MS: Como instituição de apoio social, como vê o facto de o Canadá ser um dos países mais ricos do mundo? Estará a tornar-se um país socialmente desequilibrado?
MF: O nosso trabalho com o Professor David Hulchanski na Universidade de Toronto (o Neighbourhood Change Project) mostrou claramente a perda da classe média ao longo do tempo em Toronto (e outras cidades), por isso sim, estamos a tornar-nos um país muito mais desequilibrado. Os ricos ficaram muito mais ricos e os pobres ficaram mais pobres e há proporcionalmente menos pessoas no meio. Esta é uma tendência profundamente perturbadora que conduz a ressentimentos, polarização e conflitos.

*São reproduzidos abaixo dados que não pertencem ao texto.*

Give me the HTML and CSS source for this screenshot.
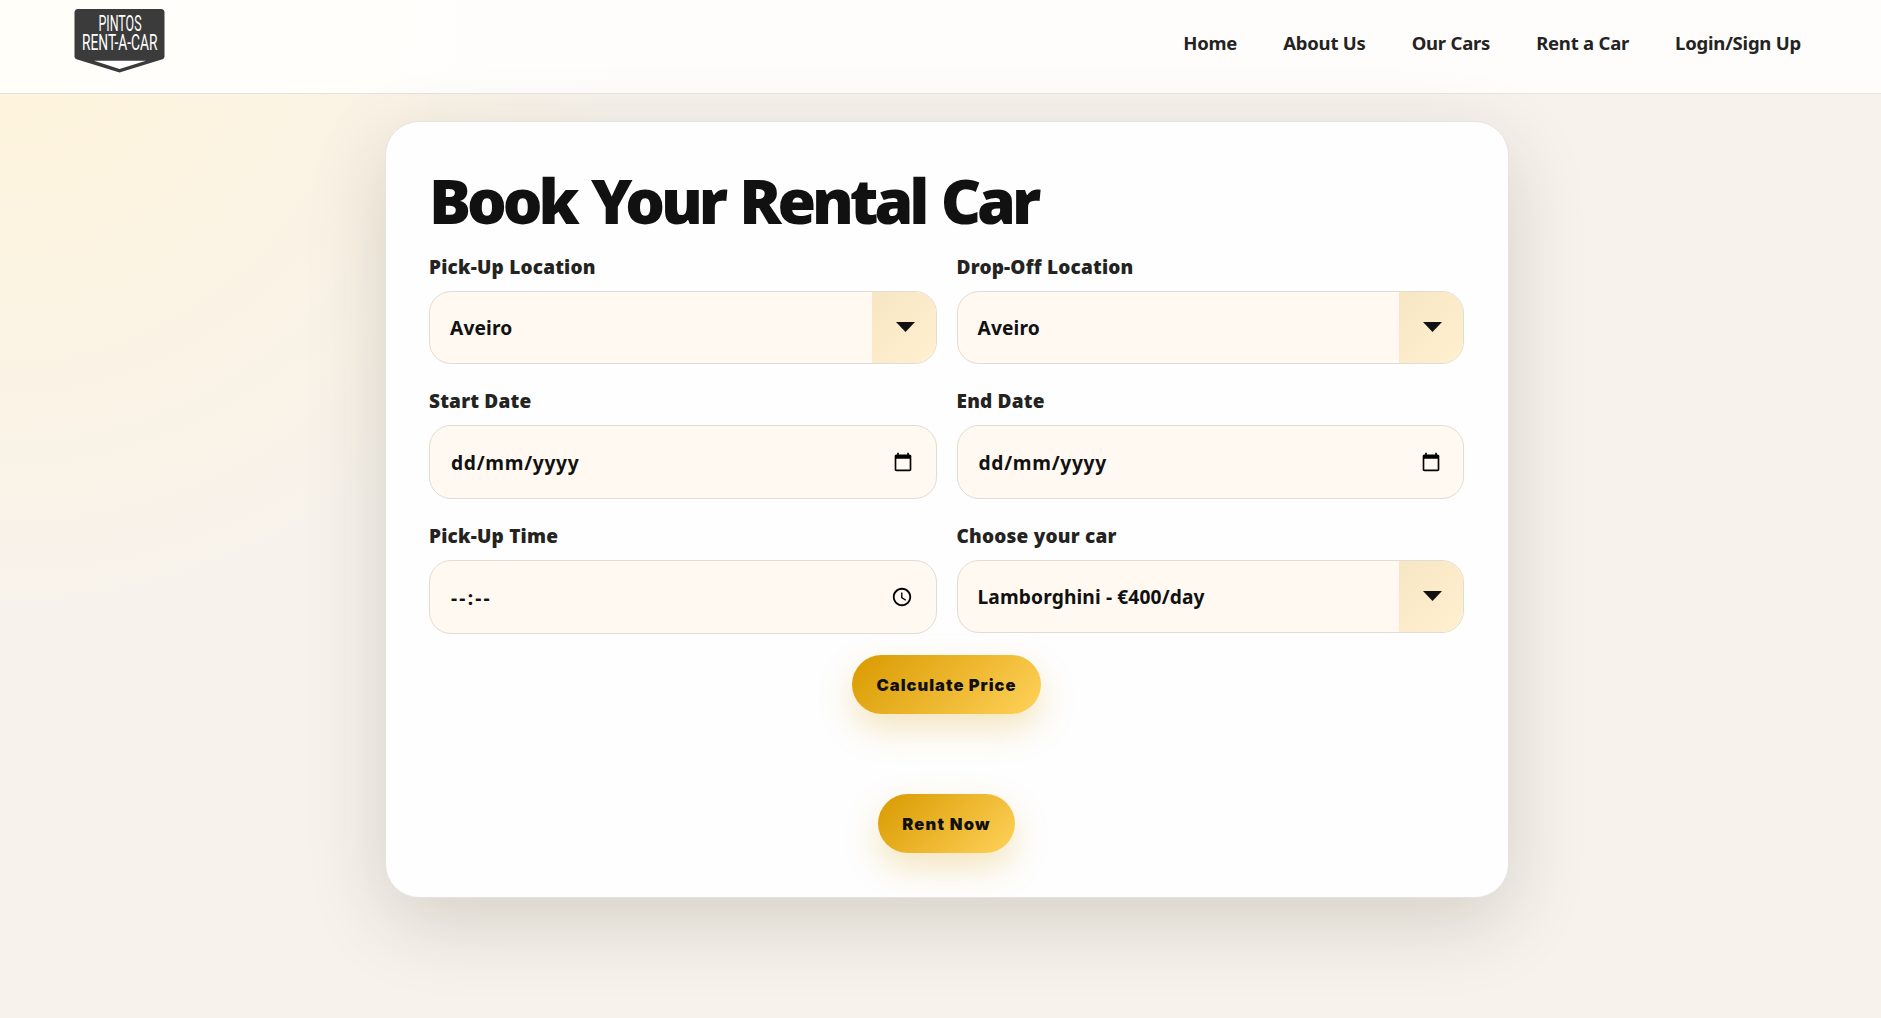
FILE: index.html
```html
<!DOCTYPE html>
<html lang="en">
<head>
<meta charset="utf-8">
<title>Pintos Rent-a-Car</title>
<link rel="stylesheet" href="styles.css">
</head>
<body>
<header class="header">
  <a class="logo" href="#">
    <svg width="92" height="66" viewBox="0 0 92 66" role="img" aria-label="Pintos Rent-a-Car">
      <path class="logo-shape" d="M4 1h83q3.500 0 3.500 3.500v44q0 2-2 2.700L45.500 64.500 2.500 51.200q-2-.7-2-2.700V4.500Q.5 1 4 1z"/>
      <path class="logo-notch" d="M20 52.700h52L45.500 61z"/>
      <text class="logo-text" x="24.500" y="23.300" textLength="43" lengthAdjust="spacingAndGlyphs">PINTOS</text>
      <text class="logo-text" x="8" y="42.300" textLength="75.500" lengthAdjust="spacingAndGlyphs">RENT-A-CAR</text>
    </svg>
  </a>
  <nav class="nav">
    <a href="#">Home</a>
    <a href="#">About Us</a>
    <a href="#">Our Cars</a>
    <a href="#">Rent a Car</a>
    <a href="#">Login/Sign Up</a>
  </nav>
</header>
<main class="card">
  <h1 class="title">Book Your Rental Car</h1>
  <form class="form">
    <div class="field">
      <span class="label">Pick-Up Location</span>
      <div class="control select"><span>Aveiro</span><span class="arrow"><svg width="19" height="10" viewBox="0 0 19 10"><path d="M0 0h19L9.500 10z"/></svg></span></div>
    </div>
    <div class="field">
      <span class="label">Drop-Off Location</span>
      <div class="control select"><span>Aveiro</span><span class="arrow"><svg width="19" height="10" viewBox="0 0 19 10"><path d="M0 0h19L9.500 10z"/></svg></span></div>
    </div>
    <div class="field">
      <span class="label">Start Date</span>
      <div class="control picker"><span>dd/mm/yyyy</span><svg width="20" height="20" viewBox="0 0 24 24"><path d="M20 3h-1V1h-2v2H7V1H5v2H4c-1.100 0-2 .9-2 2v16c0 1.100.9 2 2 2h16c1.100 0 2-.9 2-2V5c0-1.100-.9-2-2-2zm0 18H4V8h16v13z"/></svg></div>
    </div>
    <div class="field">
      <span class="label">End Date</span>
      <div class="control picker"><span>dd/mm/yyyy</span><svg width="20" height="20" viewBox="0 0 24 24"><path d="M20 3h-1V1h-2v2H7V1H5v2H4c-1.100 0-2 .9-2 2v16c0 1.100.9 2 2 2h16c1.100 0 2-.9 2-2V5c0-1.100-.9-2-2-2zm0 18H4V8h16v13z"/></svg></div>
    </div>
    <div class="field">
      <span class="label">Pick-Up Time</span>
      <div class="control picker time"><span>--:--</span><svg width="22" height="22" viewBox="0 0 24 24"><path d="M11.990 2C6.470 2 2 6.480 2 12s4.470 10 9.990 10C17.520 22 22 17.520 22 12S17.520 2 11.990 2zM12 20c-4.420 0-8-3.580-8-8s3.580-8 8-8 8 3.580 8 8-3.580 8-8 8zM12.500 7H11v6l4.700 3.200.9-1.300-4.100-2.700z"/></svg></div>
    </div>
    <div class="field">
      <span class="label">Choose your car</span>
      <div class="control select"><span>Lamborghini - €400/day</span><span class="arrow"><svg width="19" height="10" viewBox="0 0 19 10"><path d="M0 0h19L9.500 10z"/></svg></span></div>
    </div>
  </form>
  <div class="actions">
    <button class="button" type="button">Calculate Price</button>
    <button class="button rent" type="button">Rent Now</button>
  </div>
</main>
</body>
</html>
```
FILE: styles.css
```css
* { box-sizing: border-box; }

body {
  margin: 0;
  min-height: 1018px;
  font-family: "Noto Sans", "Open Sans", sans-serif;
  color: #111;
  background: radial-gradient(circle at top left, #fff4da 0, rgba(255, 244, 218, 0) 640px), #f7f2ec;
}

.header {
  display: flex;
  justify-content: space-between;
  align-items: flex-start;
  height: 94px;
  padding: 8px 80px 0 74px;
  background: rgba(255, 255, 254, .86);
  border-bottom: 1px solid #e4e3df;
}

.logo svg { display: block; }
.logo-shape { fill: #3b3b3b; }
.logo-notch { fill: #fff; }
.logo-text { fill: #fff; font: 400 21.500px Roboto, sans-serif; }

.nav { display: flex; gap: 46px; padding-top: 21px; }
.nav a {
  color: #24231f;
  font-size: 18.500px;
  font-weight: 700;
  line-height: 28px;
  letter-spacing: -.22px;
  text-decoration: none;
}

.card {
  width: 1124px;
  height: 777px;
  margin: 27px 0 0 384.500px;
  padding: 44px 43.500px 0;
  background: #fefefe;
  border: 1px solid #e5e4e1;
  border-radius: 34px;
  box-shadow: 0 24px 80px rgba(40, 36, 10, .16);
}

.title {
  margin: 0;
  font-size: 62.500px;
  font-weight: 900;
  line-height: 68px;
  letter-spacing: -4.100px;
  word-spacing: 3.200px;
  white-space: nowrap;
}

.form {
  display: grid;
  grid-template-columns: 1fr 1fr;
  gap: 20px;
  align-items: start;
  margin-top: 16px;
}

.field { display: flex; flex-direction: column; gap: 7px; }

.label {
  padding-top: 1px;
  font-size: 19px;
  font-weight: 900;
  line-height: 33.300px;
  letter-spacing: .2px;
  color: #24231f;
}

.control {
  display: flex;
  align-items: center;
  justify-content: space-between;
  padding-left: 20px;
  overflow: hidden;
  border: 1px solid #e1ddd4;
  border-radius: 22px;
  background: #fff9f1;
  font-size: 19.200px;
  font-weight: 700;
  letter-spacing: .12px;
}

.select { height: 72.600px; }
.picker { height: 74px; padding: 0 22.500px 0 21px; letter-spacing: .7px; }
.time { letter-spacing: 2.200px; }

.arrow {
  display: flex;
  align-items: center;
  align-self: stretch;
  width: 64px;
  padding: 0 0 2px 24px;
  background: linear-gradient(135deg, #f7e6c3, #fff0d0);
}
.arrow path { fill: #111; }

.actions { display: flex; flex-direction: column; align-items: center; gap: 80px; margin-top: 20.500px; }

.button {
  height: 59px;
  padding: 2px 24.500px 0;
  border: 0;
  border-radius: 30px;
  background: linear-gradient(135deg, #d99a00, #ffd25a);
  box-shadow: 0 14px 34px rgba(217, 154, 0, .26);
  color: #111;
  font: 900 16.500px Inter, sans-serif;
  letter-spacing: 1px;
}
.rent { letter-spacing: 1.200px; }
```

MS: O que poderá acontecer à sociedade canadiana se esta situação de desequilíbrio social persistisse? Poderá aumentar a taxa de criminalidade?
MF: É difícil e potencialmente inapropriado para mim prever o futuro, especialmente porque as pessoas recorrem ao crime por uma variedade de razões e quem é apanhado continua a ser muito desigual. Ainda assim, penso que é razoável acreditar que a retórica que ouvimos e vemos no discurso público está a tornar-se muito extrema e tem tons violentos. Preocupa-me que os jovens, especialmente os homens jovens, não estejam a encontrar um lugar na nossa sociedade para si próprios e possam virar-se contra os outros através de grupos de ódio.
Precisamos de construir um sentido de comunidades inclusivas e acolhedoras para todos. Precisamos de enviar sinais aos políticos de que precisamos de discurso civil, não de culpas escandalosas uns dos outros, e precisamos da sua atenção imediata à deterioração das condições sociais e económicas.